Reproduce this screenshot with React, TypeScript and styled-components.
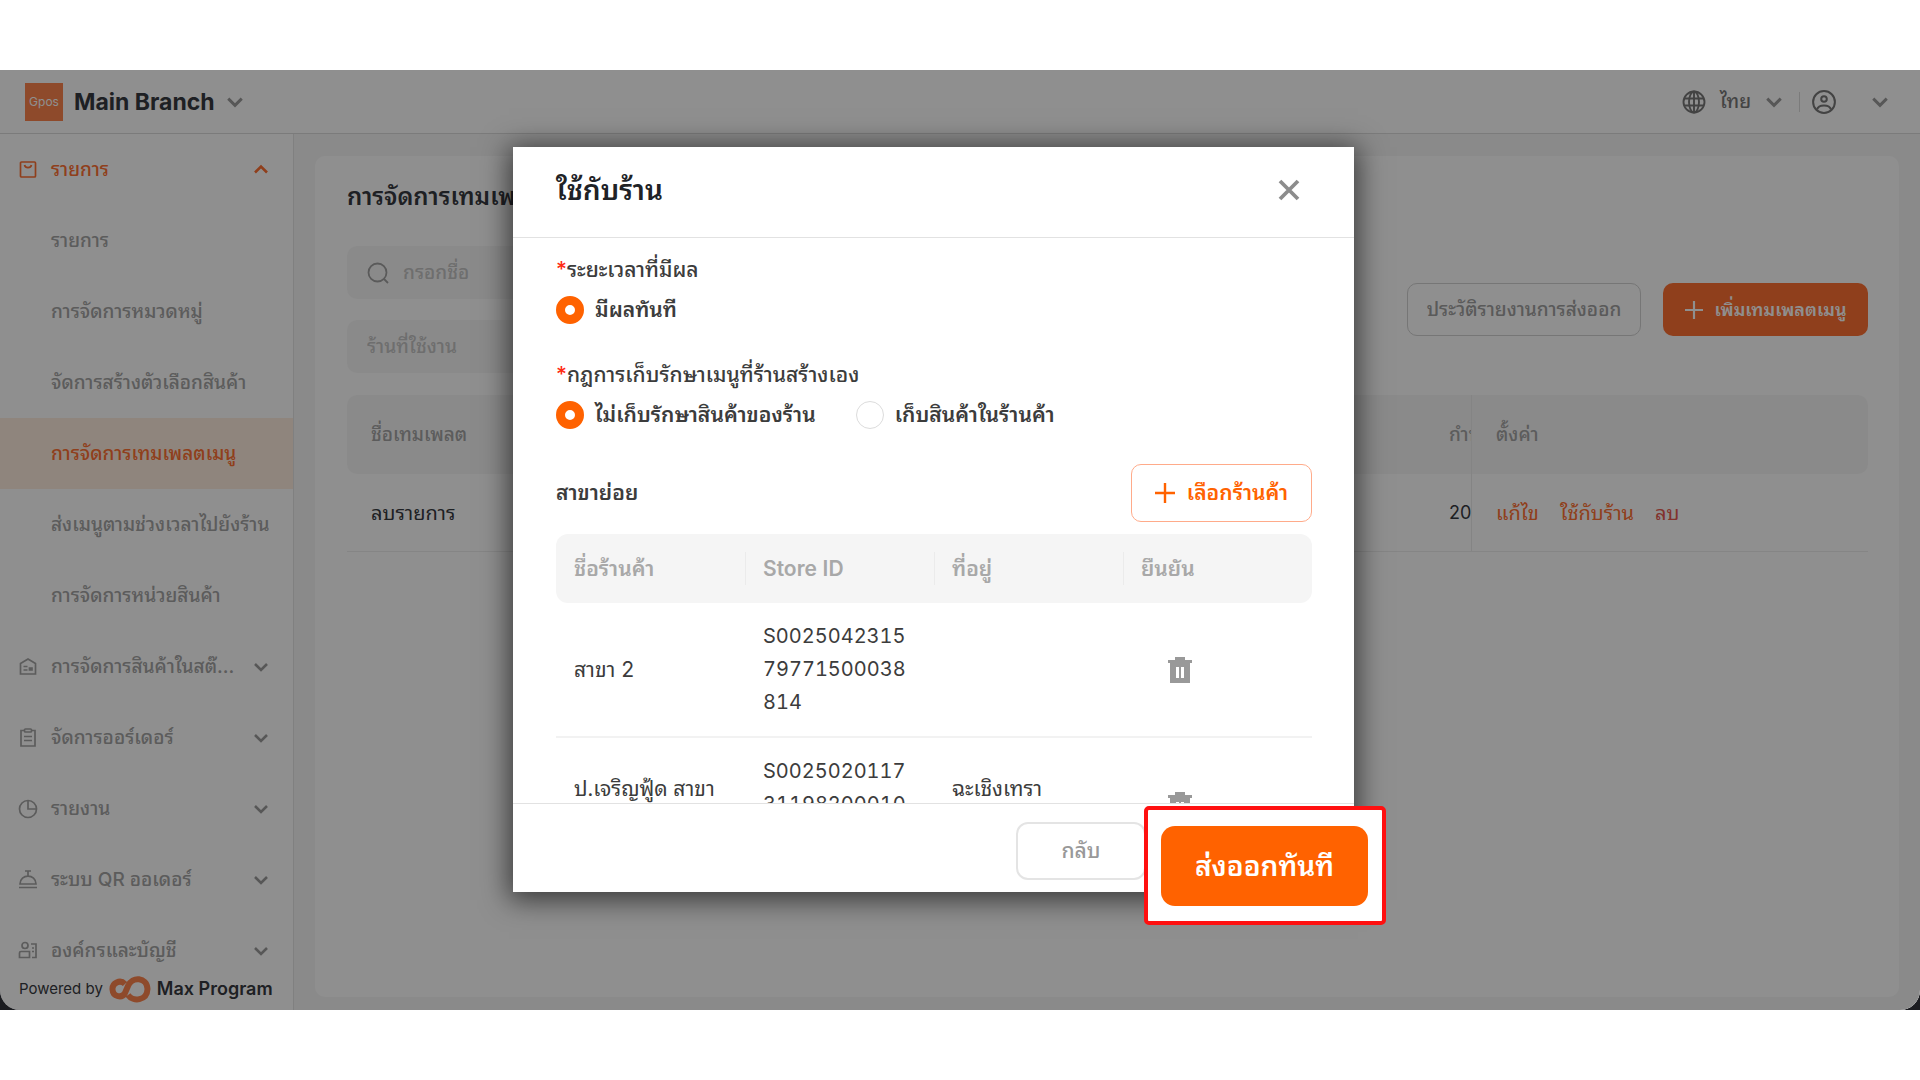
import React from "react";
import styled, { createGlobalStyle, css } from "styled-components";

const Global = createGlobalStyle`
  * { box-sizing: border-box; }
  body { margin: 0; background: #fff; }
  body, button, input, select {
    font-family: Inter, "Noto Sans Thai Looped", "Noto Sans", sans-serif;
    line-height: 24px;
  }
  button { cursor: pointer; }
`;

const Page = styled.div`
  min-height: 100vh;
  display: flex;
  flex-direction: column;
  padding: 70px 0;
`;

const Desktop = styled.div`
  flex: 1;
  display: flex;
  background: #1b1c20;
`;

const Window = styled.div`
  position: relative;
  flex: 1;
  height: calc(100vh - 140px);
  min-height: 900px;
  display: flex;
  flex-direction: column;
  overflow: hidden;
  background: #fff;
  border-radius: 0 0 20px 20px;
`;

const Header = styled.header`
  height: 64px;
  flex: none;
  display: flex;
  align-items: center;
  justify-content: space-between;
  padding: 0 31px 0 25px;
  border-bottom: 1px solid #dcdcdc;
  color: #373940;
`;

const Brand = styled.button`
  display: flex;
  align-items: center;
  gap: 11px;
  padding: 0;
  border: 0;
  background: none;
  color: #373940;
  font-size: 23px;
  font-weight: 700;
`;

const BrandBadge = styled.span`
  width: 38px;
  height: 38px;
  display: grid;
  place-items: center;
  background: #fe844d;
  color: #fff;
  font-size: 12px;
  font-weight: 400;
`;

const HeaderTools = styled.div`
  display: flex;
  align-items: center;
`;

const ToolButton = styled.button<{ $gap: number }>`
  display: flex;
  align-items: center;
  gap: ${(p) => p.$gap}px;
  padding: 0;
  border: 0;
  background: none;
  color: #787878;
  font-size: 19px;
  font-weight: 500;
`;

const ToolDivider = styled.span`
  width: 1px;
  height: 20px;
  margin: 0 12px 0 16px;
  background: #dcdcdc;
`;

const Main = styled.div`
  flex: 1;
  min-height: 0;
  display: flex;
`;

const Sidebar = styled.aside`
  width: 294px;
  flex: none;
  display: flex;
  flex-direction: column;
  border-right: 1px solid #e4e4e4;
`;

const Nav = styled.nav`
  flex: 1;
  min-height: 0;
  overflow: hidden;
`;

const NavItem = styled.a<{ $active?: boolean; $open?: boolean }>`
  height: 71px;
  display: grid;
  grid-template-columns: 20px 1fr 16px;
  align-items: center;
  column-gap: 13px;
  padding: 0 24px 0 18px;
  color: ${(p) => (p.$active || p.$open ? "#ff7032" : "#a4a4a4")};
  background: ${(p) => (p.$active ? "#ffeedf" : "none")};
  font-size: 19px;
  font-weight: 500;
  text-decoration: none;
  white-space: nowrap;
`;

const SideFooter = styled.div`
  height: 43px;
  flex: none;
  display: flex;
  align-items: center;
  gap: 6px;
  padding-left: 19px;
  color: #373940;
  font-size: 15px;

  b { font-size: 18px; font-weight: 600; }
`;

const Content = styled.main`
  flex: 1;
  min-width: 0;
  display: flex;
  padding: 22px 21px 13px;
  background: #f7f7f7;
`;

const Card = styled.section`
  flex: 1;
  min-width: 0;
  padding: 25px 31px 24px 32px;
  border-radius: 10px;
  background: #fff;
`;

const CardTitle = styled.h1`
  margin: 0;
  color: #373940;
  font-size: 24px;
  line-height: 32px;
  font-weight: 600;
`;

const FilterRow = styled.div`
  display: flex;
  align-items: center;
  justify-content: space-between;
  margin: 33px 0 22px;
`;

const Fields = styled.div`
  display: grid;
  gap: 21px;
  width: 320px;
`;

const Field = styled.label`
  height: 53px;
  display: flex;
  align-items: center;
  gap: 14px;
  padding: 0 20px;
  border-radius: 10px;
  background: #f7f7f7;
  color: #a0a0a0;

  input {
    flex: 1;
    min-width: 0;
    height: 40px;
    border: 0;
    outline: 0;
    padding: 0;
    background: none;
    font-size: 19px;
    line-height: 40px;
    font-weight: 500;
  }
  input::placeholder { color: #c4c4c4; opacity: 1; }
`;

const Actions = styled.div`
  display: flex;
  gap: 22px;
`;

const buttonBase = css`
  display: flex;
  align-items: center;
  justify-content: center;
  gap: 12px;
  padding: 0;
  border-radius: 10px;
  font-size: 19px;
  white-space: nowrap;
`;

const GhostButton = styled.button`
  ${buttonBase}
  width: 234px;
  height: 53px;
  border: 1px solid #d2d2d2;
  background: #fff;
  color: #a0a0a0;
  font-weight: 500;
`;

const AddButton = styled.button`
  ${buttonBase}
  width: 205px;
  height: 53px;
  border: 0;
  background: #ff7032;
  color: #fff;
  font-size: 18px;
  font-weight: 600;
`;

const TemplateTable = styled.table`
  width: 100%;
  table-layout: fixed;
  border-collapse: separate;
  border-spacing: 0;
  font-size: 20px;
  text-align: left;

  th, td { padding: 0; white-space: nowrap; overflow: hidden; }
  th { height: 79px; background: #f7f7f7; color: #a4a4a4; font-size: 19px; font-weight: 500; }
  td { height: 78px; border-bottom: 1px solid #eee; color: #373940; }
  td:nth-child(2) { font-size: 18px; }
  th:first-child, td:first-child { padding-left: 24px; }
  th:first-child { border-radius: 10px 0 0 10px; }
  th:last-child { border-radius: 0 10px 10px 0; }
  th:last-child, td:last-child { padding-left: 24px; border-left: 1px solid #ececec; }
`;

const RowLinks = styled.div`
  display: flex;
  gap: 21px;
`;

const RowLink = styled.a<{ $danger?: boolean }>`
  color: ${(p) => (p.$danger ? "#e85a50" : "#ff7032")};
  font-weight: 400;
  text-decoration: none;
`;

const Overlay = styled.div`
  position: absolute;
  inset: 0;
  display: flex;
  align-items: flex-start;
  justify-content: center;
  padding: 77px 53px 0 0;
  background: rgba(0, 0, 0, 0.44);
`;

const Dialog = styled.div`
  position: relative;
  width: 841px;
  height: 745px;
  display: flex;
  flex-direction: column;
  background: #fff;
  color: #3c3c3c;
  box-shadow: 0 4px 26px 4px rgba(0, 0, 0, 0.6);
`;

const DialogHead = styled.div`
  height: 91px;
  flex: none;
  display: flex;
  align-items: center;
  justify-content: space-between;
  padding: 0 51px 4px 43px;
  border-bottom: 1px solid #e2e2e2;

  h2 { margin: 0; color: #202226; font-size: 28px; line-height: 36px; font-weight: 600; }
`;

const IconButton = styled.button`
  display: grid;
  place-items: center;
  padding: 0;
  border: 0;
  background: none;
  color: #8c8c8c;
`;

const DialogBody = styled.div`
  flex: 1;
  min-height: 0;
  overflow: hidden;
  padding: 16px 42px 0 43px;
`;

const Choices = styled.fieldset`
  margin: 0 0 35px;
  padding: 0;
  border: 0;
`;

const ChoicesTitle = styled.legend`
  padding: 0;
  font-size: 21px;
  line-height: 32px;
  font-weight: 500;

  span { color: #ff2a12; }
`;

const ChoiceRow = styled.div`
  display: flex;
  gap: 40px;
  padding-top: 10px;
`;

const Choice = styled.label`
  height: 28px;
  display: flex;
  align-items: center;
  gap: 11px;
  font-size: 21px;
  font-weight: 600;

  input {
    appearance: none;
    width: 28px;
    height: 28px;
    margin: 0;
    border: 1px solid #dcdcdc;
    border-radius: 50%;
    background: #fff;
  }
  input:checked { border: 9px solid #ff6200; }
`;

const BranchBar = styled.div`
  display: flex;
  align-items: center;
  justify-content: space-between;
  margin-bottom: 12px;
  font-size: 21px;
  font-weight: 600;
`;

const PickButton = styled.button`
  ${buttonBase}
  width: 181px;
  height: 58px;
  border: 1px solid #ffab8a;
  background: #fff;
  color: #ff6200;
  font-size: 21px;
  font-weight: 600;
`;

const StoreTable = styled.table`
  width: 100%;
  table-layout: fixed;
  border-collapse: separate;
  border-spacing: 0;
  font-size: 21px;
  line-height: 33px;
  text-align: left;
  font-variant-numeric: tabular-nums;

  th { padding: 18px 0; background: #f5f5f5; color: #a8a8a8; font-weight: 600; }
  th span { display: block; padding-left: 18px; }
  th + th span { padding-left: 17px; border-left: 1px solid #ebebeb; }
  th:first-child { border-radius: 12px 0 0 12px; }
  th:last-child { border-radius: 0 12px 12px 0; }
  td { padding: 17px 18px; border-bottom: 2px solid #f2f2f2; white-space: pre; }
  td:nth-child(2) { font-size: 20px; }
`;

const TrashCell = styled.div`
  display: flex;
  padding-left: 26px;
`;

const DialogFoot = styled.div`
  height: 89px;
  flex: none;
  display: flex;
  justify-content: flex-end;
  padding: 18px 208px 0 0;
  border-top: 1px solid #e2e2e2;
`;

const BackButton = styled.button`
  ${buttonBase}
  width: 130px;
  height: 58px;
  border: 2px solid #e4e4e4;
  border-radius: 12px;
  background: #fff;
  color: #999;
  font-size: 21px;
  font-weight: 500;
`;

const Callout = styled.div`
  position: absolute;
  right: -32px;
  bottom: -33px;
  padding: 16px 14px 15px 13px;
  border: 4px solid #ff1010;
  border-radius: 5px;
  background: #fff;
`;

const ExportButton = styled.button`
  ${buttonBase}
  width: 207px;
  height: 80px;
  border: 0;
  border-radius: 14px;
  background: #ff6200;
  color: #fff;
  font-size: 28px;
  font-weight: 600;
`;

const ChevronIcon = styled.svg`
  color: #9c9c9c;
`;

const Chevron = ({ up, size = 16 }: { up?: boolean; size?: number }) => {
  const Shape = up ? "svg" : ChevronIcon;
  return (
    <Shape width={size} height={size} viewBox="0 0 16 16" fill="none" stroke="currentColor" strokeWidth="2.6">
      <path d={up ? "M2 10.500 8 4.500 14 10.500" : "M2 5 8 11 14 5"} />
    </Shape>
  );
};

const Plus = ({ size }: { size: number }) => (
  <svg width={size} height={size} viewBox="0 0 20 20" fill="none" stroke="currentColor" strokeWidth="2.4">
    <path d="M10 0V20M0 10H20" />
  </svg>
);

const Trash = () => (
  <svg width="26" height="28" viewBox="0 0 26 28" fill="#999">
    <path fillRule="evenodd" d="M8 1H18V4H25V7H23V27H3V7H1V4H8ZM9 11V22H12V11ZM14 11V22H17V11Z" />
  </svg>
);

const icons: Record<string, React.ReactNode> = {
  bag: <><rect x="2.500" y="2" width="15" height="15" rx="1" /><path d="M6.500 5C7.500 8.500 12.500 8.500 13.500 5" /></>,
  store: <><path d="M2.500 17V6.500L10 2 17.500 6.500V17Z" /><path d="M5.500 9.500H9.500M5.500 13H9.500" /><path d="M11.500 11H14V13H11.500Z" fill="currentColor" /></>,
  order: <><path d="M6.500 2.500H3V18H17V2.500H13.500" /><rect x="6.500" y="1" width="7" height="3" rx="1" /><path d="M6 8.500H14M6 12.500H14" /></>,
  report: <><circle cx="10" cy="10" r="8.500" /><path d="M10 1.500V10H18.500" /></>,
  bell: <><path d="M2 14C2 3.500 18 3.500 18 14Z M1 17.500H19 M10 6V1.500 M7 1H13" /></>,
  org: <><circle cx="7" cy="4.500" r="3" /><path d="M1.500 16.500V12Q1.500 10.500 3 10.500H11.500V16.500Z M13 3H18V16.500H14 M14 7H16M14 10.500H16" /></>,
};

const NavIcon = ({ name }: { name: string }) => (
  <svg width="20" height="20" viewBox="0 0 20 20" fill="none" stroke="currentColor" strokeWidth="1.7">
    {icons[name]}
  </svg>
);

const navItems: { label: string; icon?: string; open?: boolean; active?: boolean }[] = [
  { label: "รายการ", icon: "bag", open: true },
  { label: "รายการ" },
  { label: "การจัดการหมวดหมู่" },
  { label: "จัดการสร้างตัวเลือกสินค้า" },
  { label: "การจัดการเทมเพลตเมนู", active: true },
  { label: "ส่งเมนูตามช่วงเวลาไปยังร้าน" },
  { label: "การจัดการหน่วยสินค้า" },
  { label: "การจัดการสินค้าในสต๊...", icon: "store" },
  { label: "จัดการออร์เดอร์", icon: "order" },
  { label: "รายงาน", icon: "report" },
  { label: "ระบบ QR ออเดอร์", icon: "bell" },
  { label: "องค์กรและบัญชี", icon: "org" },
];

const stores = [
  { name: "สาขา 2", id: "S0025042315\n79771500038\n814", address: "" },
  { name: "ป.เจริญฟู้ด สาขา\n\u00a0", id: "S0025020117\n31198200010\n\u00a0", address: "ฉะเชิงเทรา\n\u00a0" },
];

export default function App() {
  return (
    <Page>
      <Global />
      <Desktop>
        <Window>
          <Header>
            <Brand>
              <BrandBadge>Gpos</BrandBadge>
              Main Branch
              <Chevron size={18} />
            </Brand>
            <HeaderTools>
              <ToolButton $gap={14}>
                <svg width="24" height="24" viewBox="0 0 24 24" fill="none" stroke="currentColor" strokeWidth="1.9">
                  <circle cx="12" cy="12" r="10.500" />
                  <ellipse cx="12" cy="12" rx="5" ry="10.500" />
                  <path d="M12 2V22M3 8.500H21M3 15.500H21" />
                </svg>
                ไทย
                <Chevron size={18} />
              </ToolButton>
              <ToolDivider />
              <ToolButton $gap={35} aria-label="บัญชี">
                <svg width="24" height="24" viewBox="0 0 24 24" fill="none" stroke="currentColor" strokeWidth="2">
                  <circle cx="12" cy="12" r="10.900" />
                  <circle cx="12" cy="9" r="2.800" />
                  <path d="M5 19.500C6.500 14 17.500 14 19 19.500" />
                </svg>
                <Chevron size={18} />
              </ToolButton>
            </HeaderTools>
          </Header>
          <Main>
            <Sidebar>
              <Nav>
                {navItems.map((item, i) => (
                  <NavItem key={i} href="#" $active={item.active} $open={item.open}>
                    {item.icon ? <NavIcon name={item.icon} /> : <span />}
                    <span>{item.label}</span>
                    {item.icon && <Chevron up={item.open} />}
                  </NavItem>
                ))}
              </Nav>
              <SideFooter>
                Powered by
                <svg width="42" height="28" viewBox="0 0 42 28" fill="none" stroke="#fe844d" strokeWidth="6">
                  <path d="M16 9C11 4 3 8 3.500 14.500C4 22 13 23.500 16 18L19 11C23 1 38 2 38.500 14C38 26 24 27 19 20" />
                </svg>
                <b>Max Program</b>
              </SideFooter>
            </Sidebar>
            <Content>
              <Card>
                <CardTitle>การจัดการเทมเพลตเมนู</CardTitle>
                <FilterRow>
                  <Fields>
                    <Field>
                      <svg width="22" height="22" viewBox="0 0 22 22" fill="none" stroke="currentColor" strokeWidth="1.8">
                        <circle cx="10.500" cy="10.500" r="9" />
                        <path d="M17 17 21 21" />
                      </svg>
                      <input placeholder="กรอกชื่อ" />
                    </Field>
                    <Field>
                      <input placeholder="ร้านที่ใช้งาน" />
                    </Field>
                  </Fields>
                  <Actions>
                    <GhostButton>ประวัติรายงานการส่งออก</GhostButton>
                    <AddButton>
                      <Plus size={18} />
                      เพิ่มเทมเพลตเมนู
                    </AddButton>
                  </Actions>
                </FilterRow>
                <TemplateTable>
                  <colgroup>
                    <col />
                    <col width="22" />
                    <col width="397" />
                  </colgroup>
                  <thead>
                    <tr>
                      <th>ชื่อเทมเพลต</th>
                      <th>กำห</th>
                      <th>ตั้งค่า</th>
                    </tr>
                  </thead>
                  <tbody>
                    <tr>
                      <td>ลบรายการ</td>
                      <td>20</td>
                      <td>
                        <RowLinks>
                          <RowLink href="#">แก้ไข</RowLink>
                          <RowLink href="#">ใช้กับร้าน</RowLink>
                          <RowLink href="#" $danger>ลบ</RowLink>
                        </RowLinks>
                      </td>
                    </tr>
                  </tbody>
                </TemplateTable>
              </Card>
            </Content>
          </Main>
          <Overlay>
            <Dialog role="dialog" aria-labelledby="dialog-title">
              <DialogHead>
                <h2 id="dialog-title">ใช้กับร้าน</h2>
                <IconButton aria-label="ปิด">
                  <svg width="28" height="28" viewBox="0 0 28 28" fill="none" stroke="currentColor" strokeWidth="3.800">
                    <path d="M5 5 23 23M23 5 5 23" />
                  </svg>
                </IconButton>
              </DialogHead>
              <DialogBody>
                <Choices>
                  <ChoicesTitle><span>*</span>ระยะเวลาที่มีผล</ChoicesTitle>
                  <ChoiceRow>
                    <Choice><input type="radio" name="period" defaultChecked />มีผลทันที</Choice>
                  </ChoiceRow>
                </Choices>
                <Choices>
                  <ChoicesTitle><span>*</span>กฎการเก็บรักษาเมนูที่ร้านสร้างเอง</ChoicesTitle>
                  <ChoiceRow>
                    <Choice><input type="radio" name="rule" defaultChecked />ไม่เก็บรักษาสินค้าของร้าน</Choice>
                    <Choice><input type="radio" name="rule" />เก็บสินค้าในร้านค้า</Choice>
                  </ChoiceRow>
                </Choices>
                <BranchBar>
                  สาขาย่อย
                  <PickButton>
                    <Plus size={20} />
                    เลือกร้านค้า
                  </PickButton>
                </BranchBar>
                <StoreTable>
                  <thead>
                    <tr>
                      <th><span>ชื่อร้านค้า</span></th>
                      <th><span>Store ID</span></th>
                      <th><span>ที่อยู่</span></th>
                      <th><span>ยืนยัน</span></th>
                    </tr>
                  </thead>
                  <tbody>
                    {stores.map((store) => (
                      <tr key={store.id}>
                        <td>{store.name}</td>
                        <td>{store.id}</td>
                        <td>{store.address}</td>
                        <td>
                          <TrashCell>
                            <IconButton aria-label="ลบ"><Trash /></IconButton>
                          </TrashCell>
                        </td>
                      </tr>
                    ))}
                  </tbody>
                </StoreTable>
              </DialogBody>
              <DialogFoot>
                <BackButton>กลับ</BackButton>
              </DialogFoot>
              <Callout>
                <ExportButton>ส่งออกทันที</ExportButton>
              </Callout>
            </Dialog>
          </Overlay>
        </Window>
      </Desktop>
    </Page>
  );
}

=====

Exercise – What count of lines in the listing contain the word "components"? Reply with the number only.

Solution to this task – 2